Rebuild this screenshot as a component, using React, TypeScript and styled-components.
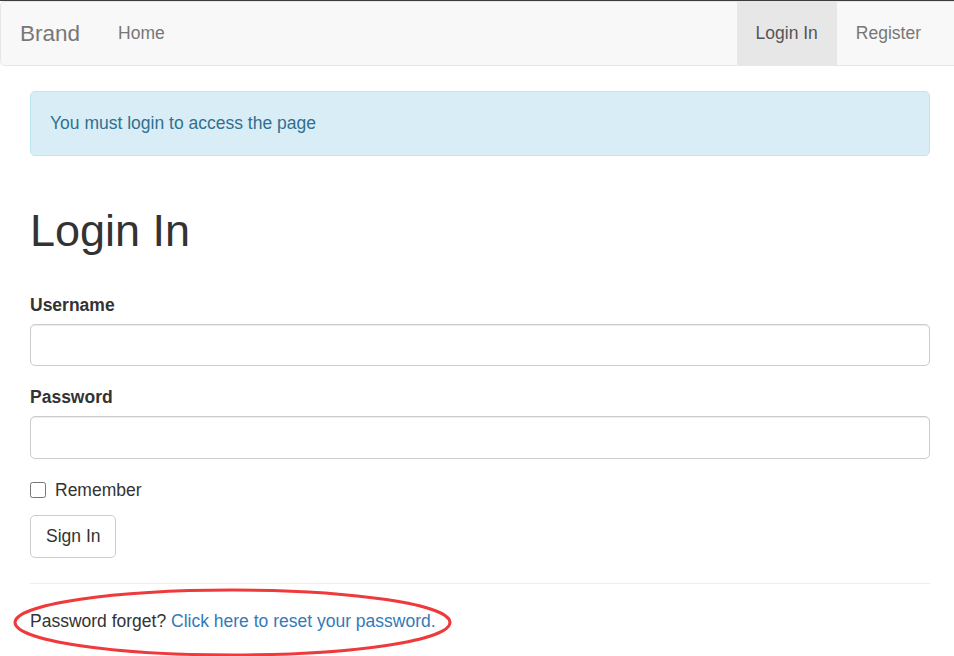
import styled, { createGlobalStyle } from "styled-components";

const GlobalStyle = createGlobalStyle`
  html, body {
    margin: 0;
    padding: 0;
    background: #fff;
  }
  body {
    font-family: "Liberation Sans", Arial, sans-serif;
    font-size: 17.5px;
    line-height: 25px;
    color: #333;
    overflow: hidden;
  }
  * {
    box-sizing: border-box;
  }
`;

const Page = styled.div`
  border-top: 1px solid #3c3c3c;
  min-height: 656px;
`;

const Navbar = styled.nav`
  height: 65px;
  background-color: #f8f8f8;
  border: 1px solid #e7e7e7;
  border-right: none;
  border-radius: 5px 0 0 5px;
  margin-bottom: 25px;

  display: flex;
  justify-content: space-between;
`;

const NavGroup = styled.ul`
  list-style: none;
  margin: 0;
  padding: 0;
  display: flex;
`;

const RightGroup = styled(NavGroup)`
  margin-right: 14px;
`;

const Brand = styled.a`
  padding: 0 19px;
  font-size: 22.5px;
  line-height: 63px;
  color: #777;
  text-decoration: none;
`;

const NavLink = styled.a<{ $active?: boolean }>`
  display: block;
  padding: 0 19px;
  line-height: 63px;
  font-size: 17.5px;
  text-decoration: none;
  color: ${(p) => (p.$active ? "#555" : "#777")};
  background-color: ${(p) => (p.$active ? "#e7e7e7" : "transparent")};
`;

const Container = styled.main`
  width: 900px;
  margin-left: 30px;
`;

const Alert = styled.div`
  padding: 19px;
  border: 1px solid #bce8f1;
  border-radius: 5px;
  background-color: #d9edf7;
  color: #31708f;
  margin-bottom: 25px;
`;

const Title = styled.h1`
  font-size: 45px;
  font-weight: 500;
  line-height: 49.5px;
  margin: 50px 0 37px;
  color: #333;
`;

const FormGroup = styled.div`
  margin-bottom: 18.75px;
`;

const Label = styled.label`
  display: block;
  font-weight: 700;
  margin-bottom: 6.25px;
`;

const Input = styled.input`
  display: block;
  width: 100%;
  height: 42.5px;
  padding: 7.5px 15px;
  font-family: inherit;
  font-size: 17.5px;
  border: 1px solid #ccc;
  border-radius: 5px;
  box-shadow: inset 0 1px 1px rgba(0, 0, 0, 0.075);
  outline: none;
`;

const CheckRow = styled.label`
  display: flex;
  align-items: center;
  height: 25px;
  margin-bottom: 12.5px;
`;

const CheckBox = styled.input`
  appearance: none;
  width: 16px;
  height: 16px;
  margin: 0 9px 0 0;
  border: 1px solid #767676;
  border-radius: 2.5px;
  background: #fff;
`;

const Button = styled.button`
  height: 42.5px;
  padding: 0 15px;
  font-family: inherit;
  font-size: 17.5px;
  color: #333;
  background-color: #fff;
  border: 1px solid #ccc;
  border-radius: 5px;
`;

const Divider = styled.hr`
  margin: 25px 0;
  border: 0;
  border-top: 1px solid #eee;
`;

const Note = styled.p`
  position: relative;
  margin: 0;
`;

const Link = styled.a`
  color: #337ab7;
  text-decoration: none;
`;

const Circle = styled.svg`
  position: absolute;
  left: -17px;
  top: -21px;
  pointer-events: none;
`;

export default function App() {
  return (
    <>
      <GlobalStyle />
      <Page>
        <Navbar>
          <NavGroup>
            <Brand href="#">Brand</Brand>
            <li>
              <NavLink href="#">Home</NavLink>
            </li>
          </NavGroup>
          <RightGroup>
            <li>
              <NavLink href="#" $active>
                Login In
              </NavLink>
            </li>
            <li>
              <NavLink href="#">Register</NavLink>
            </li>
          </RightGroup>
        </Navbar>

        <Container>
          <Alert>You must login to access the page</Alert>
          <Title>Login In</Title>
          <form onSubmit={(e) => e.preventDefault()}>
            <FormGroup>
              <Label htmlFor="username">Username</Label>
              <Input id="username" type="text" />
            </FormGroup>
            <FormGroup>
              <Label htmlFor="password">Password</Label>
              <Input id="password" type="password" />
            </FormGroup>
            <CheckRow>
              <CheckBox type="checkbox" />
              Remember
            </CheckRow>
            <Button type="submit">Sign In</Button>
          </form>
          <Divider />
          <Note>
            Password forget? <Link href="#">Click here to reset your password.</Link>
            <Circle width="442" height="70" viewBox="0 0 442 70">
              <ellipse cx="219.5" cy="34.5" rx="217.5" ry="32.5" fill="none" stroke="#ee3a3c" strokeWidth="3" />
            </Circle>
          </Note>
        </Container>
      </Page>
    </>
  );
}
__________
== WHAT THE TASK ASKS ==
Every line above should be repeated exactly; pictures stay out of the copy.

== THE OUTPUT ==
Rebuild this screenshot as a component, using React, TypeScript and styled-components.
import styled, { createGlobalStyle } from "styled-components";

const GlobalStyle = createGlobalStyle`
  html, body {
    margin: 0;
    padding: 0;
    background: #fff;
  }
  body {
    font-family: "Liberation Sans", Arial, sans-serif;
    font-size: 17.5px;
    line-height: 25px;
    color: #333;
    overflow: hidden;
  }
  * {
    box-sizing: border-box;
  }
`;

const Page = styled.div`
  border-top: 1px solid #3c3c3c;
  min-height: 656px;
`;

const Navbar = styled.nav`
  height: 65px;
  background-color: #f8f8f8;
  border: 1px solid #e7e7e7;
  border-right: none;
  border-radius: 5px 0 0 5px;
  margin-bottom: 25px;

  display: flex;
  justify-content: space-between;
`;

const NavGroup = styled.ul`
  list-style: none;
  margin: 0;
  padding: 0;
  display: flex;
`;

const RightGroup = styled(NavGroup)`
  margin-right: 14px;
`;

const Brand = styled.a`
  padding: 0 19px;
  font-size: 22.5px;
  line-height: 63px;
  color: #777;
  text-decoration: none;
`;

const NavLink = styled.a<{ $active?: boolean }>`
  display: block;
  padding: 0 19px;
  line-height: 63px;
  font-size: 17.5px;
  text-decoration: none;
  color: ${(p) => (p.$active ? "#555" : "#777")};
  background-color: ${(p) => (p.$active ? "#e7e7e7" : "transparent")};
`;

const Container = styled.main`
  width: 900px;
  margin-left: 30px;
`;

const Alert = styled.div`
  padding: 19px;
  border: 1px solid #bce8f1;
  border-radius: 5px;
  background-color: #d9edf7;
  color: #31708f;
  margin-bottom: 25px;
`;

const Title = styled.h1`
  font-size: 45px;
  font-weight: 500;
  line-height: 49.5px;
  margin: 50px 0 37px;
  color: #333;
`;

const FormGroup = styled.div`
  margin-bottom: 18.75px;
`;

const Label = styled.label`
  display: block;
  font-weight: 700;
  margin-bottom: 6.25px;
`;

const Input = styled.input`
  display: block;
  width: 100%;
  height: 42.5px;
  padding: 7.5px 15px;
  font-family: inherit;
  font-size: 17.5px;
  border: 1px solid #ccc;
  border-radius: 5px;
  box-shadow: inset 0 1px 1px rgba(0, 0, 0, 0.075);
  outline: none;
`;

const CheckRow = styled.label`
  display: flex;
  align-items: center;
  height: 25px;
  margin-bottom: 12.5px;
`;

const CheckBox = styled.input`
  appearance: none;
  width: 16px;
  height: 16px;
  margin: 0 9px 0 0;
  border: 1px solid #767676;
  border-radius: 2.5px;
  background: #fff;
`;

const Button = styled.button`
  height: 42.5px;
  padding: 0 15px;
  font-family: inherit;
  font-size: 17.5px;
  color: #333;
  background-color: #fff;
  border: 1px solid #ccc;
  border-radius: 5px;
`;

const Divider = styled.hr`
  margin: 25px 0;
  border: 0;
  border-top: 1px solid #eee;
`;

const Note = styled.p`
  position: relative;
  margin: 0;
`;

const Link = styled.a`
  color: #337ab7;
  text-decoration: none;
`;

const Circle = styled.svg`
  position: absolute;
  left: -17px;
  top: -21px;
  pointer-events: none;
`;

export default function App() {
  return (
    <>
      <GlobalStyle />
      <Page>
        <Navbar>
          <NavGroup>
            <Brand href="#">Brand</Brand>
            <li>
              <NavLink href="#">Home</NavLink>
            </li>
          </NavGroup>
          <RightGroup>
            <li>
              <NavLink href="#" $active>
                Login In
              </NavLink>
            </li>
            <li>
              <NavLink href="#">Register</NavLink>
            </li>
          </RightGroup>
        </Navbar>

        <Container>
          <Alert>You must login to access the page</Alert>
          <Title>Login In</Title>
          <form onSubmit={(e) => e.preventDefault()}>
            <FormGroup>
              <Label htmlFor="username">Username</Label>
              <Input id="username" type="text" />
            </FormGroup>
            <FormGroup>
              <Label htmlFor="password">Password</Label>
              <Input id="password" type="password" />
            </FormGroup>
            <CheckRow>
              <CheckBox type="checkbox" />
              Remember
            </CheckRow>
            <Button type="submit">Sign In</Button>
          </form>
          <Divider />
          <Note>
            Password forget? <Link href="#">Click here to reset your password.</Link>
            <Circle width="442" height="70" viewBox="0 0 442 70">
              <ellipse cx="219.5" cy="34.5" rx="217.5" ry="32.5" fill="none" stroke="#ee3a3c" strokeWidth="3" />
            </Circle>
          </Note>
        </Container>
      </Page>
    </>
  );
}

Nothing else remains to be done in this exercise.